Comment 3 williamnorfleet2000 2009-10-12 22:45:24 UTC
Thank you for the suggestion, Mr. Ebbert!  Alas, appending "linux noclflush" to the kernel line for kernel 2.6.29.6-99.fc10.i686 in grub.conf still results in a failure to boot about 40% of the time.  Some kernel oopses are (looks like the same or similar bug concerning memory allocation):

http://www.kerneloops.org/submitresult.php?number=801107
http://www.kerneloops.org/submitresult.php?number=801155

Hope this helps.

Comment 4 Vedran Miletić 2009-11-01 12:56:45 UTC
Reporter, if possible, please retest with one of the nightly composes
http://alt.fedoraproject.org/pub/alt/nightly-composes/desktop/
and report back whether this is still an issue.
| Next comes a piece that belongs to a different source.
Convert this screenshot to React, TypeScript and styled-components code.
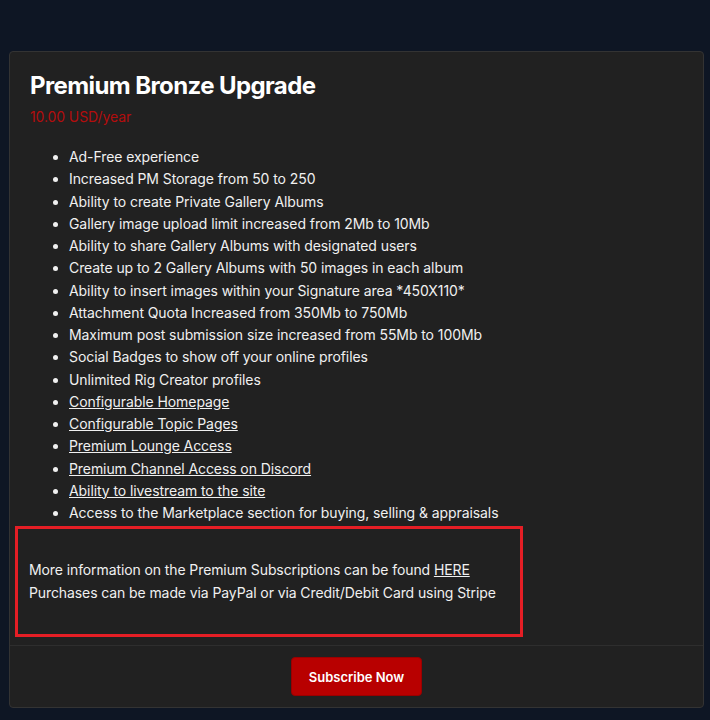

Comment 5 Bug Zapper 2009-11-18 12:12:21 UTC
This message is a reminder that Fedora 10 is nearing its end of life.
Approximately 30 (thirty) days from now Fedora will stop maintaining
and issuing updates for Fedora 10.  It is Fedora's policy to close all
bug reports from releases that are no longer maintained.  At that time
this bug will be closed as WONTFIX if it remains open with a Fedora 
'version' of '10'.

Package Maintainer: If you wish for this bug to remain open because you
plan to fix it in a currently maintained version, simply change the 'version' 
to a later Fedora version prior to Fedora 10's end of life.

Bug Reporter: Thank you for reporting this issue and we are sorry that 
we may not be able to fix it before Fedora 10 is end of life.  If you 
would still like to see this bug fixed and are able to reproduce it 
against a later version of Fedora please change the 'version' of this 
bug to the applicable version.  If you are unable to change the version, 
please add a comment here and someone will do it for you.

Although we aim to fix as many bugs as possible during every release's 
lifetime, sometimes those efforts are overtaken by events.  Often a 
more recent Fedora release includes newer upstream software that fixes 
bugs or makes them obsolete.

The process we are following is described here: 
http://fedoraproject.org/wiki/BugZappers/HouseKeeping

Comment 6 Bug Zapper 2009-12-18 09:40:54 UTC
Fedora 10 changed to end-of-life (EOL) status on 2009-12-17. Fedora 10 is 
no longer maintained, which means that it will not receive any further 
security or bug fix updates. As a result we are closing this bug.

If you can reproduce this bug against a currently maintained version of 
Fedora please feel free to reopen this bug against that version.

Thank you for reporting this bug and we are sorry it could not be fixed.